Only when Fermi is released will be possible comparisions with real usage scenarios. Only time will tell what's the best approach to that problem, and it will all depend on price/perfomance/wattage, as has been said here.
But with either solution, it would not make sense to expect constant perfomance levels (FPS) independent of the tesselation level, since there will always be the programable part of the tessellation there to steal computing resources from the other processing stages (at least if one wants to do "intelligent" selective tessellation and not by brute force).

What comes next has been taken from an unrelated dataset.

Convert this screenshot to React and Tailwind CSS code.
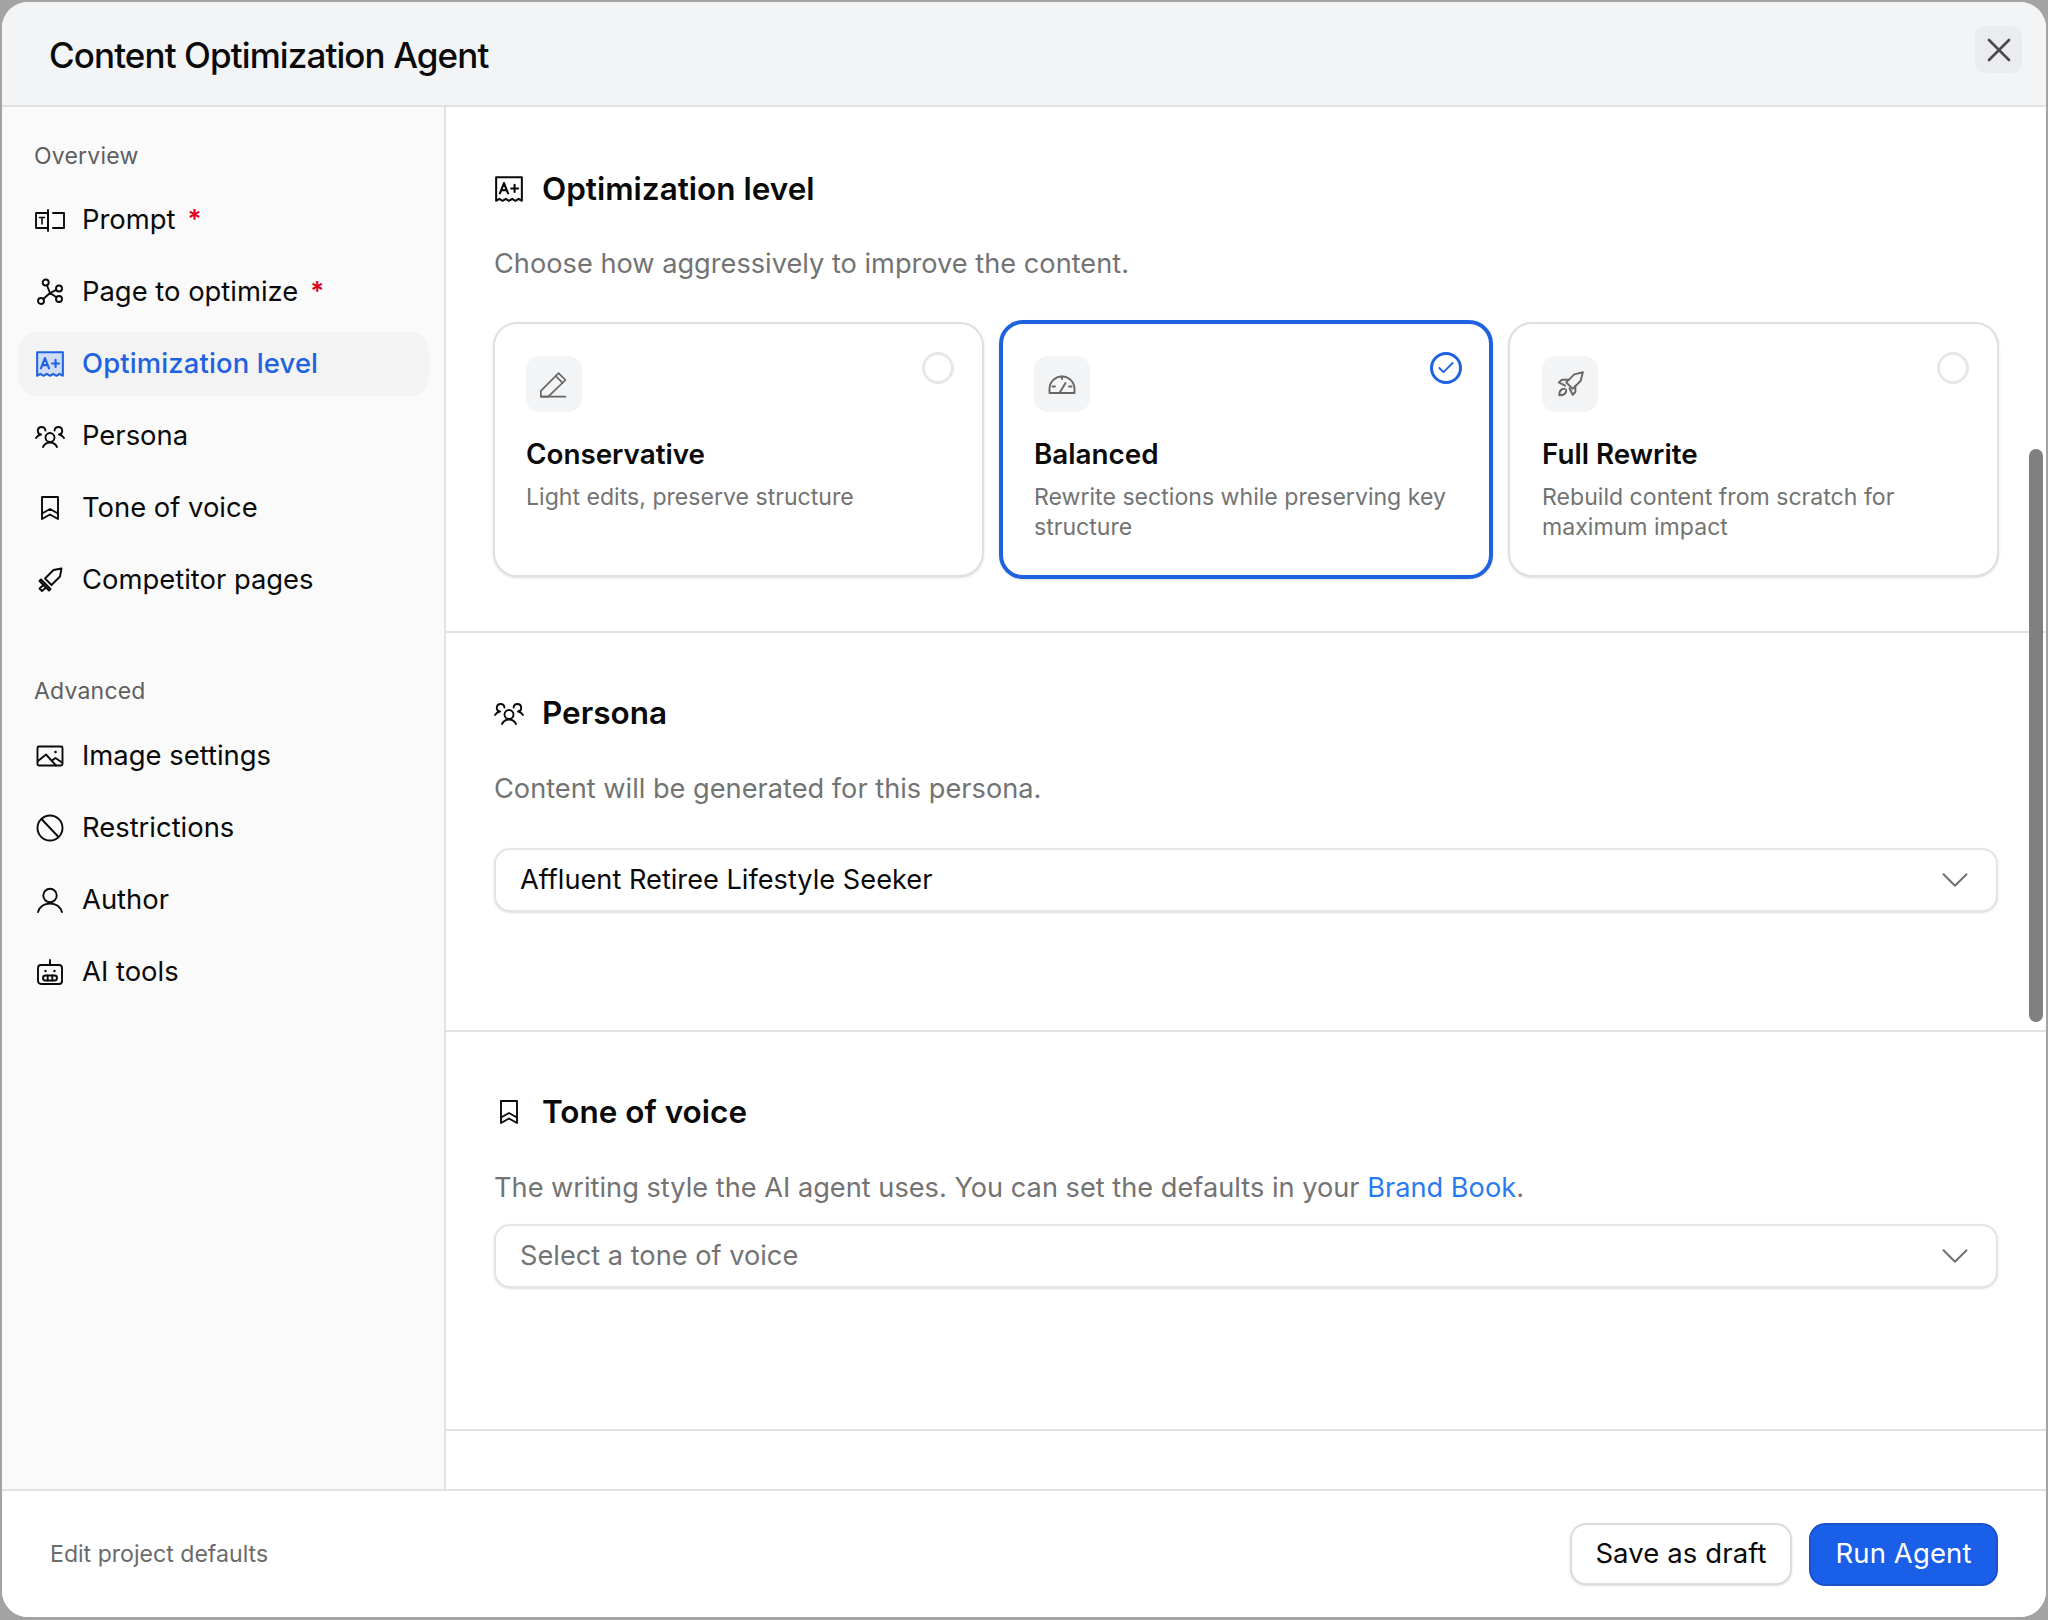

In that sense, ATI Radeon Tessellation is NOT broken in any way. Part of it is free, the other part is not. I guess that those synthetic benchmarks like Uniengine that seem to indicate good perfomance on the Nivdia card, might be based on the fact that they are crancking up uniformly the tessellation load, and not selectively, ie, with Domain and Hull Shader off, like the ATI Radeons used to work on previous iterations. ATI opted for selective tessellation, so there might not be needed an huge vertex processing increase. Nvidia is recomending heavier tessellation, because of the paralell vertex processing (8x) it implemented, but it might come at the cost of less perfomance when doing heavy pixel computations or other work because of the decrease in remaining computational cores."